Türkiye'nin başarısı muhalefeti mutsuz etmesin...

CHP Genel Başkanı Özgür Özel Suriye'de Esed'la randevulaştığı esnada Şam rejimi devrildi. Ne yapacaklarını bilemediler, zira çok şaşırmışlardı. Üstelik bu duruma çok üzüldüler. Erdoğan karşısında bir müttefiklerini kaybetmiş olmanın acısını derinden hissettiler.

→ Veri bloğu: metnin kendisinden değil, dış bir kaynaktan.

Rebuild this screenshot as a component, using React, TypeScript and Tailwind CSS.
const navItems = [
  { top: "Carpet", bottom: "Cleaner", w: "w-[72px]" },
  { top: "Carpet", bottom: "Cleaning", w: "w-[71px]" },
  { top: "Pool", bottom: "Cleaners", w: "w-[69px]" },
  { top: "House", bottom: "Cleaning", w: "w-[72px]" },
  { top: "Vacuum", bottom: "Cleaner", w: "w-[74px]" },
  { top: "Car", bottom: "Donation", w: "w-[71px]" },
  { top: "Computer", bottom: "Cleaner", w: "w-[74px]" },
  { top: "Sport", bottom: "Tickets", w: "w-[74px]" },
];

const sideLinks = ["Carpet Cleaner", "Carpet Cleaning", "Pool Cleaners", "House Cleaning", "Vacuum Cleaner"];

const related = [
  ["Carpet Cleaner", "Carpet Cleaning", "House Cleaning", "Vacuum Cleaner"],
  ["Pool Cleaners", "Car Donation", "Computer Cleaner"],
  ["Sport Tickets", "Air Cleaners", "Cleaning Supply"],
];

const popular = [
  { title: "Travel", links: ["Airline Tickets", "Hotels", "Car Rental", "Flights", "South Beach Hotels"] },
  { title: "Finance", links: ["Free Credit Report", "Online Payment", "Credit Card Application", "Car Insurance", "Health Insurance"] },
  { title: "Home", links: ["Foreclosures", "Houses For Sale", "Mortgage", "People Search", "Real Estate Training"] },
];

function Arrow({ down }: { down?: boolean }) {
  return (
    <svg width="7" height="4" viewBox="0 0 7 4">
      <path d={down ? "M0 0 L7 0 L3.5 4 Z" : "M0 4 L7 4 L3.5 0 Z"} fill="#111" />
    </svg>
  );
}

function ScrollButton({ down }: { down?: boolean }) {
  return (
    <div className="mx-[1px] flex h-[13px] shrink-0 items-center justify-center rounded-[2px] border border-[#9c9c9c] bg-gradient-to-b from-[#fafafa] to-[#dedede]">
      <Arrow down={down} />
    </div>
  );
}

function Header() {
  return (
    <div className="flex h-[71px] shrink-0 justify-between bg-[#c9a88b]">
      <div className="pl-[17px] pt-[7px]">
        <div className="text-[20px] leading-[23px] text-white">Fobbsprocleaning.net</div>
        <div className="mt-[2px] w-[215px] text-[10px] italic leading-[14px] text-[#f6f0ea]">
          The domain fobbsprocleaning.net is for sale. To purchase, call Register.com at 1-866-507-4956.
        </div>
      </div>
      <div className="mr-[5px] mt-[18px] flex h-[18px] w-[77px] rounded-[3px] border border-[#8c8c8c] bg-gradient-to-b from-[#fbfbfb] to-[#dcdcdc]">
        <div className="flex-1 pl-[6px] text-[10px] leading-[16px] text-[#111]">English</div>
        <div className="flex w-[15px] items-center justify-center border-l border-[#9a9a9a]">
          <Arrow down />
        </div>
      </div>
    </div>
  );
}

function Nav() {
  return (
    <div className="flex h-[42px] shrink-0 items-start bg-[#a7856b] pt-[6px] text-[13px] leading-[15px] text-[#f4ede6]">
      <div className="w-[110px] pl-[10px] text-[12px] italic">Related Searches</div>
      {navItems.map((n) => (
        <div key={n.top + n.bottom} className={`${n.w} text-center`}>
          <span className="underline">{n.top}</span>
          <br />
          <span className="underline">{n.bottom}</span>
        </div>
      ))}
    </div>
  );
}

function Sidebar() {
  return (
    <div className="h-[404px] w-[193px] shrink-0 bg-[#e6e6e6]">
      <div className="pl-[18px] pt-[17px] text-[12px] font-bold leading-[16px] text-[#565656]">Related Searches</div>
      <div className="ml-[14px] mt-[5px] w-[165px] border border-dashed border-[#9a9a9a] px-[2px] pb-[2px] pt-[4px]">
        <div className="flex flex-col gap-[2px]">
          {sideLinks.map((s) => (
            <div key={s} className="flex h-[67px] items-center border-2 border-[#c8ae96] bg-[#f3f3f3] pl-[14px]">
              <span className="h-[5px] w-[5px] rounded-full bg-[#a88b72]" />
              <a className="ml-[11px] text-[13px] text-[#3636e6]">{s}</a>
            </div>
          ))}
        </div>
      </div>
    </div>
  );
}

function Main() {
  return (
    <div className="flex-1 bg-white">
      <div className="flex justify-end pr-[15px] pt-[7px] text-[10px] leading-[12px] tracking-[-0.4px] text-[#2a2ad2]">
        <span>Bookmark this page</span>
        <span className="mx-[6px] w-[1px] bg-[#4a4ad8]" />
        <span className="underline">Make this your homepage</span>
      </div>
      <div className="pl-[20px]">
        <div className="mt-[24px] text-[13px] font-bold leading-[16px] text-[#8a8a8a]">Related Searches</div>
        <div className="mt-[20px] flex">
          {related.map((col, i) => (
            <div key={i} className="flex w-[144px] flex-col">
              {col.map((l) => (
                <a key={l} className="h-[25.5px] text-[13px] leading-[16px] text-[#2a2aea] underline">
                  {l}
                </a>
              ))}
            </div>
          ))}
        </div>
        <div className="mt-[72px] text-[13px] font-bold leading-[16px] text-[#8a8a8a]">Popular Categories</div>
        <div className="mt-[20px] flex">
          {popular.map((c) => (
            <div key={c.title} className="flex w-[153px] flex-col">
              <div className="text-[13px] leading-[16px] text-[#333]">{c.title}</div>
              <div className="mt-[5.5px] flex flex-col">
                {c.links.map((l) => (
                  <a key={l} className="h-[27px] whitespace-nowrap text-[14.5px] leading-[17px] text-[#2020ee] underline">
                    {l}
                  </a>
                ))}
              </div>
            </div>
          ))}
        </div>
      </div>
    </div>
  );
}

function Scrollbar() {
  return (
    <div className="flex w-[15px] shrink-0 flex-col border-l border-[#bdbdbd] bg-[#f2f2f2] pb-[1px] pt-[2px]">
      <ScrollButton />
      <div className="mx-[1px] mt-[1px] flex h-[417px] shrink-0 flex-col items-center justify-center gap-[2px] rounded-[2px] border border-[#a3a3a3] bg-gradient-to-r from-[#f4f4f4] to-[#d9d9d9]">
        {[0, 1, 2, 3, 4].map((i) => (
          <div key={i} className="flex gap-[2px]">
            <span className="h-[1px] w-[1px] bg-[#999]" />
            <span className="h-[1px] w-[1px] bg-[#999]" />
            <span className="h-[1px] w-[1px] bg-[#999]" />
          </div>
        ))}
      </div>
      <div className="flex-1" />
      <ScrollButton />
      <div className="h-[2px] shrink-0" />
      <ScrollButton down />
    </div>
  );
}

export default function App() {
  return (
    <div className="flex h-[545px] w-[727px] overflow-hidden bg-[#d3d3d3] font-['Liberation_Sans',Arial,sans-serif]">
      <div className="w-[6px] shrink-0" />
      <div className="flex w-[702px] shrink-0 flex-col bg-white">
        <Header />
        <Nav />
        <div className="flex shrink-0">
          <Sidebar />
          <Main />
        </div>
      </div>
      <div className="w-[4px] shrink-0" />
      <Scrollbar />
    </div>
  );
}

Toparlanmaları çok sürmedi; "Suriye'de İsrail kazandı" propagandasına sarılıverdiler hemencecik.

Netanyahu, Suriye'de artan Türkiye etkisi sebebiyle Erdoğan'ı Trump'a şikayet ederken "orada dur, Suriye'nin anahtarı Erdoğan'da" uyarısıyla karşılaşmıştı. Fakat bizdeki muhalefet "İsrail kazandı, Erdoğan kaybetti" propagandasını çok sevdiği için terk etmeye de yanaşmadı. Seslendikleri kitlenin her yalanı yutması bunda elbet başlıca faktör; ne de olsa karşılarında her yalana inanmaya hazır bir CHP kitlesi bulunuyor.

Türkiye'nin devreye girmesiyle Gazze'de sağlanan ateşkese de sevinemediler; Erdoğan'ın başarılı olduğu her şeye karşılar. Müzminlik mi, akıl tutulması mı, kötü niyet mi desem bilemedim. Hepsinden biraz biraz var; fakat, Erdoğan saplantısının insanı nereye götürdüğüne de mi bakmaz insan; hiç olmazsa bundan sonra Gazze'de insanlar ölmeyecek diye sevinir, ne bileyim ülkesi adına sevinecek bir söylem bulup çıkarır ortaya. CHP sadece rüşvete bulaşmış olmanın ağırlığını yaşamıyor; siyasi aklını ve söylemini de rüşvete bulaştırdığı için kan kaybediyor.

Tamam, en azından bu son Gazze'de olup bitene odaklanalım. Türkiye'nin devreye girmesiyle nihayet Netanyahu canisi dizginlenebildi, soykırım durduruldu ve bağımsız Filistin devletine giden süreç başladı. Bu yolda kaç gün yürünebilirse başarıdır. Her gün ölen kadınları, çocukları, Gazzelileri düşünün. Ateşkes bir başarıdır ve bunda bugüne kadar sözde masada bile olmayan Türkiye'nin rolü belirleyicidir.

ABD Başkanı Trump'ın, Türkiye ve Cumhurbaşkanı Erdoğan'a kaç kere teşekkür ettiğini de bir tarafa bırakalım. Ortadoğu'da olup biteni anlamak için İsrail medyasının çektiği "Gazze" fotoğrafına bakmak bile yeterli olabilir.